I'm curious why you say "there is no such thing as a root cause". Is this because that's what you genuinely believe, or was this just Amazon culture?

willthames 4 days ago

Perhaps more accurate is that there is no one root cause, but a bunch of contributing factors.

I had a quick search to find my favourite article on this one, it might be https://willgallego.com/2018/04/02/no-seriously-root-cause-i... as it demolishes Five Whys but https://www.kitchensoap.com/2012/02/10/each-necessary-but-on... is a classic

donavanm 4 days ago

In addition to other comments see https://en.m.wikipedia.org/wiki/Ishikawa_diagram or the “new school” of safety engineering thats trying to get away from ideas like “RCA.” Sidney Dekker publishes an older version of his seminal work https://www.humanfactors.lth.se/fileadmin/lusa/Sidney_Dekker...

Im ex AWS and the internal tools _try_ to get away from the myth of human error and root cause. But its difficult when humans read and understand in a linear post hoc fashion.

lazyant 4 days ago

https://en.wikipedia.org/wiki/Swiss_cheese_model (kind of), pretty standard nowadays way in SRE to talk about root causes (plural) because usually it's more than one specific thing.

  • Twirrim 3 days ago

    There's some serious academic critique of the Swiss Cheese model, too.

    That said, I rather like it. It's straightforward to explain to people, they very quickly "get" it, and it gets them thinking along the right lines.

[removed] 4 days ago
[deleted]
Twirrim 3 days ago

Amazon culture was still really rather root cause oriented when I left. The COE process they followed to do post-incident analysis was flawed and based on discredited approaches like the "5 whys". I don't know if it has changed since I left, I rather hope it has.

I genuinely believe there is no such thing as a root cause. The reason I believe that is both grounded in personal experience, and in the 40+ years of academic research that demonstrates in far greater detail that no failure comes about as a result of a single thing. Failure is always complex, and that approaches to incident analysis and remediation that are grounded in it are largely ineffectual. You have to consider all contributing factors if you want to make actual progress.
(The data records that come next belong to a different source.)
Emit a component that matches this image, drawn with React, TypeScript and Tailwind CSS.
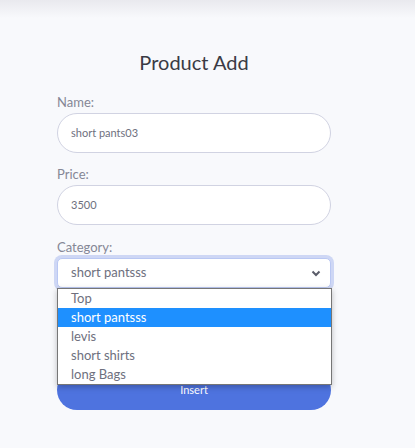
import React, { FC } from "react";

const categories = ["Top", "short pantsss", "levis", "short shirts", "long Bags"];

interface FieldProps {
  label: string;
  value: string;
  top: string;
}

const Field: FC<FieldProps> = ({ label, value, top }: FieldProps) => {
  return (
    <div className={top}>
      <div className="text-[13px] leading-[16px] text-[#858796]">{label}</div>
      <div className="mt-[3px] h-[40px] rounded-full border border-[#d1d3e2] bg-white pl-[13px] flex items-center text-[11px] text-[#6e707e]">
        {value}
      </div>
    </div>
  );
};

const App: FC = () => {
  const selected = "short pantsss";
  return (
    <div
      className="min-h-screen w-full bg-[#f8f9fc] relative"
      style={{ fontFamily: "Lato, 'Noto Sans', sans-serif" }}
    >
      <div className="absolute top-0 left-0 right-0 h-[18px] bg-gradient-to-b from-[#e9e9ee] to-[#f8f9fc]"></div>
      <div className="relative ml-[57px] w-[274px] pt-[50px]">
        <h1 className="text-center text-[20px] leading-[24px] text-[#3a3b45]">Product Add</h1>

        <Field label="Name:" value="short pants03" top="mt-[20px]" />
        <Field label="Price:" value="3500" top="mt-[13px]" />

        <div className="mt-[14px]">
          <div className="text-[13px] leading-[16px] text-[#858796]">Category:</div>
          <div className="relative mt-[3px]">
            <div className="h-[30px] rounded-[5px] border border-[#bac8f3] bg-white shadow-[0_0_0_3px_rgba(78,115,223,0.25)] pl-[13px] pr-[9px] flex items-center justify-between text-[13px] text-[#6e707e]">
              <span>{selected}</span>
              <svg width="10" height="7" viewBox="0 0 10 7">
                <path d="M1.5 1.5 L5 5 L8.5 1.5" fill="none" stroke="#5a5c69" strokeWidth="2" />
              </svg>
            </div>
            <div className="absolute left-0 top-full z-10 w-[275px] border border-[#767676] bg-white shadow-[0_2px_6px_rgba(0,0,0,0.25)]">
              {categories.map((c) => (
                <div
                  key={c}
                  className={
                    c === selected
                      ? "h-[19px] pl-[13px] flex items-center text-[13px] bg-[#1e90ff] text-white"
                      : "h-[19px] pl-[13px] flex items-center text-[13px] text-[#6e707e]"
                  }
                >
                  {c}
                </div>
              ))}
            </div>
          </div>
        </div>

        <button className="mt-[82px] w-full h-[40px] rounded-full bg-[#4e73df] text-white text-[11px]">
          Insert
        </button>
      </div>
    </div>
  );
};

export default App;
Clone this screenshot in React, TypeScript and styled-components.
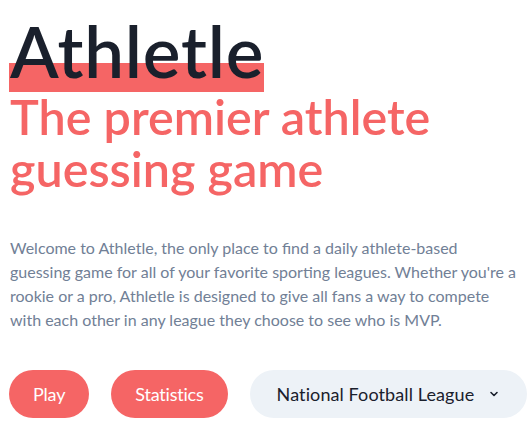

The tech industry tends to trail really far behind on this subject.

A couple of quick up-front reading suggestion, if I may:

* https://how.complexsystems.fail/ - An excellent, and short, read. It's not really written from the perspective of tech, but every single point is easily applicable to technological systems. I encourage engineers to think about the systems that they're responsible for at work, their code, incidents they've been involved in, as they read it. Everything we deal with is fundamentally complex. Even a basic application that runs on a single server is complex, because of all the layers of the operating system below it, let alone the wider environment of the network and beyond.

* If you're willing to go deeper: "Behind Human Error" ISBN-10: ‎9780754678342. It's a very approachable book, written by Dr Woods and several other prominent names in the academic research side in to failures.

My favourite example to use when talking about why there's no such thing as a root cause has been the 737-MAX situation. Which has only become more apt over time, as we've learned just how bad that plane was.

With the original 737-MAX situation, we had two planes crash in the space of 5 months.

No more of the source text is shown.